Par comparaison, sur les dix dernières années, le contenu énergétique de la production a diminué de -1.76% par an en moyenne et le contenu carbone de l’énergie de -1.32%, dans le même temps le taux de croissance s’est situé autour de 1.3% par an.

Et maintenant, en prenant en compte l’évolution de la population

On peut désormais inclure l’évolution de la population telle que projeté par l’Insee. Le tableau suivant comporte de nombreuses informations.

Premièrement, deux paramètres peuvent être ajustés, la baisse annuelle des émissions et la part respective de l’intensité énergétique et carbone cet effort de réduction.

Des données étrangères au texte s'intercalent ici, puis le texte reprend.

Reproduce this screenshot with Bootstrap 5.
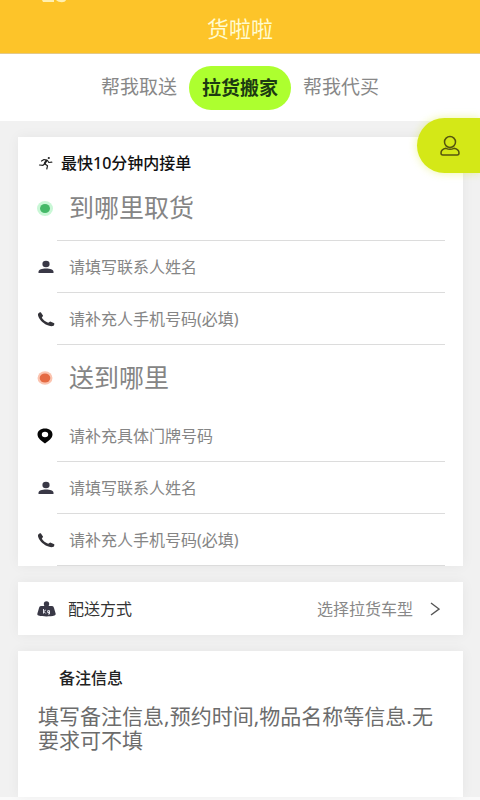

La première colonne représente les différents scénarios de croissance. Dans la seconde colonne, j’ai inscrit l’évolution correspondante du PIB par habitant. Pour le calculer, j’utilise la prévision de l’Insee d’une croissance de la population de 0.28% par an entre 2025 et 2050.

Enfin, intensité énergétique et carbone disposent chacun de trois colonnes, une première indiquant le taux de variation annuel correspondant aux paramètres choisis, une seconde montrant le nombre d’années sur la décennie écoulée pour lequel ce taux a été atteint, puis une dernière indiquant si la moyenne sur la décennie écoulée est inférieure à ce taux ou non.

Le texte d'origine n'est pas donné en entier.